** Problem details **
Drop every picture. Then return, exactly, the lines from the beginning of the listing below through the one containing "let active = $state('Email Settings');".

════════════════

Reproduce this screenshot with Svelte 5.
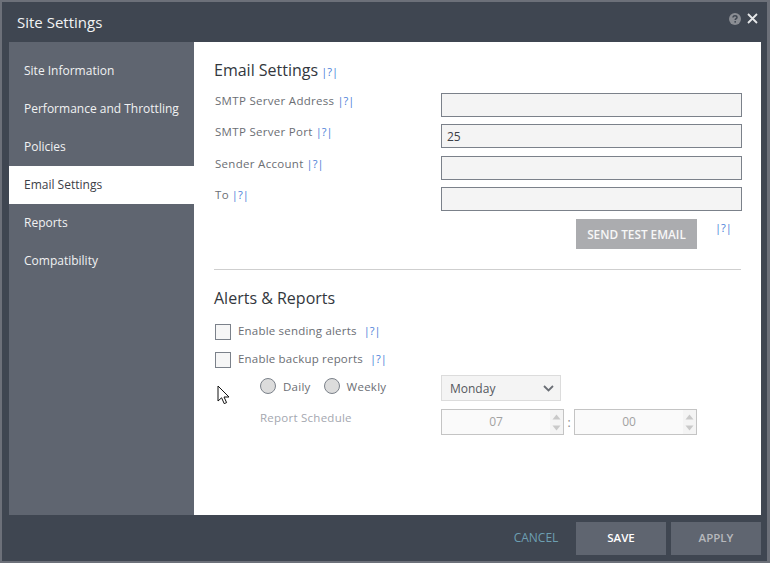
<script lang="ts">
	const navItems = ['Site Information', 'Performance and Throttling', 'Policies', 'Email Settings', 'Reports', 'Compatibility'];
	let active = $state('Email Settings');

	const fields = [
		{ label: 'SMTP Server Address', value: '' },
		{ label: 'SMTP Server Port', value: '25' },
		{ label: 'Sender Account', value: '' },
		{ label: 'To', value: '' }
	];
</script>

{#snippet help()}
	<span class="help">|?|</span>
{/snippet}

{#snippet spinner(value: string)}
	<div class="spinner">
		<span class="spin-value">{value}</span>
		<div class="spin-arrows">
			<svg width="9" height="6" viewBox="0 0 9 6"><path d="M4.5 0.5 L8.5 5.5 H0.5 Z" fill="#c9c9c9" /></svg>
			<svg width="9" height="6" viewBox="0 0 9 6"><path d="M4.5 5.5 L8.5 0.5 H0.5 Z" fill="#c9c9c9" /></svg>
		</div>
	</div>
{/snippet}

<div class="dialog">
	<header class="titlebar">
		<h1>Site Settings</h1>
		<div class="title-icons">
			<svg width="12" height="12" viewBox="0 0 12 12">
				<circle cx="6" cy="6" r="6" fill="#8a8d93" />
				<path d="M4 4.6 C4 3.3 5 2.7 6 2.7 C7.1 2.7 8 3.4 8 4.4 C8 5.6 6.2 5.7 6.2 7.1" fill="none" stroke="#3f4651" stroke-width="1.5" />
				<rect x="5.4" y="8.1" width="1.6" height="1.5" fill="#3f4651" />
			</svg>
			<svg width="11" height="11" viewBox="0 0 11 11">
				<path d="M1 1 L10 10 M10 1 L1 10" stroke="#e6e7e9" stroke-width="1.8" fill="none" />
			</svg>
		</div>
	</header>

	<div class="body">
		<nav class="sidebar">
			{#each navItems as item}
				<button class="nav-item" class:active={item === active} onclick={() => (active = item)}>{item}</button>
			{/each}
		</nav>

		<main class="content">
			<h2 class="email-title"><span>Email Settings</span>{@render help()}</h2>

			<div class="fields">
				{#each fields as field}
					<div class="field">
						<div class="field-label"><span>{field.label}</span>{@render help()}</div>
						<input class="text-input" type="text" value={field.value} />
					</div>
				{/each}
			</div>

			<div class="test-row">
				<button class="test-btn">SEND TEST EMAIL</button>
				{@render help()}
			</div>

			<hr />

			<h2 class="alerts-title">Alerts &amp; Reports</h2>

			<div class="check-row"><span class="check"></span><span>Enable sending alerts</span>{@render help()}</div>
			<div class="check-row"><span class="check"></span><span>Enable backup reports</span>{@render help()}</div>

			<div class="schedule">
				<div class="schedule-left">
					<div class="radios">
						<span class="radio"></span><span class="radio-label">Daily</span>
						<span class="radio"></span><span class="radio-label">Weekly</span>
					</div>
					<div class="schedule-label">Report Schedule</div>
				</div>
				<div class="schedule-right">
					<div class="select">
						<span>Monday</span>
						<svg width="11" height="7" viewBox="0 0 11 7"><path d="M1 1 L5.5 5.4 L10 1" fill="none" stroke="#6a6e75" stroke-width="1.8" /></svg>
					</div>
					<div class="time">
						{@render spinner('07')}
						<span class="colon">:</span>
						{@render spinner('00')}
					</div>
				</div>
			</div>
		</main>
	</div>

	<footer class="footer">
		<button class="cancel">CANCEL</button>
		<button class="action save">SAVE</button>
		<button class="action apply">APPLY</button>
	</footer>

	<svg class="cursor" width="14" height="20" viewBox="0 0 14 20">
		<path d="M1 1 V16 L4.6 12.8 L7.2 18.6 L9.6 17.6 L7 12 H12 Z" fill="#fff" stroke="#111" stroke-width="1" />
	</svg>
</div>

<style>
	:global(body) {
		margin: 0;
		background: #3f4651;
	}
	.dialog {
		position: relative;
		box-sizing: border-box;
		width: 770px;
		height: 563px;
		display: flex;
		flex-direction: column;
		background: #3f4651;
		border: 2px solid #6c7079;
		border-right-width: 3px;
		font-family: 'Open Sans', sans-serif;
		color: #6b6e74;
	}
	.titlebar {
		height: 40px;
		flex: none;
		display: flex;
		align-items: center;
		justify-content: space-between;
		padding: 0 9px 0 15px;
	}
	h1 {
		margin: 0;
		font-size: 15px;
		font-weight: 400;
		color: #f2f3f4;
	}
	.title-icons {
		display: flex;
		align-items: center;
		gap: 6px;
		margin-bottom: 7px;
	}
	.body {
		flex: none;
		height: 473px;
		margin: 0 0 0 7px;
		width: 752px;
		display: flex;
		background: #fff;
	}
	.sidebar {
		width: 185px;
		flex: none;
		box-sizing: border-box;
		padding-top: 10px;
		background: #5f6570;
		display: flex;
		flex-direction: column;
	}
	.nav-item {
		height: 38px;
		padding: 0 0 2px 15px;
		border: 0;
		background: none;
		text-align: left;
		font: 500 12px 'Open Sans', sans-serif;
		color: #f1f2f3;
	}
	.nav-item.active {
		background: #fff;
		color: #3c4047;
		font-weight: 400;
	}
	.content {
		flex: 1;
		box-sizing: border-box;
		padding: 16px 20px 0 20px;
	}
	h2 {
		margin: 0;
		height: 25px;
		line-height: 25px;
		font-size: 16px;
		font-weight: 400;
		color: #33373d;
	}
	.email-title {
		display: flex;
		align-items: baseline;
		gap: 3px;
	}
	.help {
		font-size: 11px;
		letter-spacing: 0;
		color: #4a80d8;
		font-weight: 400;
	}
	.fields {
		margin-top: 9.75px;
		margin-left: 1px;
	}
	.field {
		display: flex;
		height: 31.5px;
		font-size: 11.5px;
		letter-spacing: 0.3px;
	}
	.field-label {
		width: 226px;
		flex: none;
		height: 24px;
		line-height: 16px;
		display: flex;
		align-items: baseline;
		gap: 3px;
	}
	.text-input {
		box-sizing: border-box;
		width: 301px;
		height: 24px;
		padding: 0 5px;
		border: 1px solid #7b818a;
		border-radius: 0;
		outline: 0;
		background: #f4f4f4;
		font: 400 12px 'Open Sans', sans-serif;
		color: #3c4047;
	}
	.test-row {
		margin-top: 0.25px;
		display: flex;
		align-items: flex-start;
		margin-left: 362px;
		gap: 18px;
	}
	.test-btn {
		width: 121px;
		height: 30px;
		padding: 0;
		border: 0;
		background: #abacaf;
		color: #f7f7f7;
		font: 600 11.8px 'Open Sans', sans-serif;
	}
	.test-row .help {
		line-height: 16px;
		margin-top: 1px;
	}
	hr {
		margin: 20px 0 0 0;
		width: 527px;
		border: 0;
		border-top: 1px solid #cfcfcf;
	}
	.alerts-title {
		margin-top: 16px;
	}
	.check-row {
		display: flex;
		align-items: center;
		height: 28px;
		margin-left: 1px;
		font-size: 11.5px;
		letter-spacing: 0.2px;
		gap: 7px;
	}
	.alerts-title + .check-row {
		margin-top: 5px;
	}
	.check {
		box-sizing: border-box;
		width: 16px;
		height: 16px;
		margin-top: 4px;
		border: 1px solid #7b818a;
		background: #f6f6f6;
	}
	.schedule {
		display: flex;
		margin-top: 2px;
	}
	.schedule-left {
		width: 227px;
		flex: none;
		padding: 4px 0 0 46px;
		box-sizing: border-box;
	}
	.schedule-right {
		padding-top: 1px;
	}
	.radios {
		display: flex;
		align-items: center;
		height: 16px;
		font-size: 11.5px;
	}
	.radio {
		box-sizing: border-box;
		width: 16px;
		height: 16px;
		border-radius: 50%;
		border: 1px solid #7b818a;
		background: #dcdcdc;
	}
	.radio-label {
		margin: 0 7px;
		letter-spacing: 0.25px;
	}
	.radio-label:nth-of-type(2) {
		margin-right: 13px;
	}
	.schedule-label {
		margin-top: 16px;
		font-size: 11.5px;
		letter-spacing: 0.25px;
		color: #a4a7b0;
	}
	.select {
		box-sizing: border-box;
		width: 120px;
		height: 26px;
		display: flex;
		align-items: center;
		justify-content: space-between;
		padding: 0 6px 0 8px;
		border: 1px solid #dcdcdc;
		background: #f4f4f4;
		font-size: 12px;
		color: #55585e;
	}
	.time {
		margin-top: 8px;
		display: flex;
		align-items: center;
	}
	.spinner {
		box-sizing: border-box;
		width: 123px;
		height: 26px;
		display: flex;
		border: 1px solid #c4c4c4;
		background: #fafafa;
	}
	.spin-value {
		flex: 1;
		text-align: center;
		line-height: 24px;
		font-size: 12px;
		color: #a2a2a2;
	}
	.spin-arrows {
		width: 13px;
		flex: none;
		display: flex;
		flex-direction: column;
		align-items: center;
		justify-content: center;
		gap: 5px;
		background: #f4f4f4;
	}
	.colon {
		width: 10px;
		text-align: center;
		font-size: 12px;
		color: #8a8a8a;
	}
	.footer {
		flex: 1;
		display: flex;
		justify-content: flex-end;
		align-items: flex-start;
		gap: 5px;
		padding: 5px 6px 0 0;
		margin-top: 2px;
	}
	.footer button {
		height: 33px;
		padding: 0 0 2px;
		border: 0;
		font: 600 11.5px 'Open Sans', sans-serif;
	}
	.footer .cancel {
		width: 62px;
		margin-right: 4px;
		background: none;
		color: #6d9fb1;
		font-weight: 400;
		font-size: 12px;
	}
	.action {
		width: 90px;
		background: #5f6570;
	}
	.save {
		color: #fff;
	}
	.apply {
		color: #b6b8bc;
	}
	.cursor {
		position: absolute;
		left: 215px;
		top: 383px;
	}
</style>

════════════════

** Result for this exercise **
Reproduce this screenshot with Svelte 5.
<script lang="ts">
	const navItems = ['Site Information', 'Performance and Throttling', 'Policies', 'Email Settings', 'Reports', 'Compatibility'];
	let active = $state('Email Settings');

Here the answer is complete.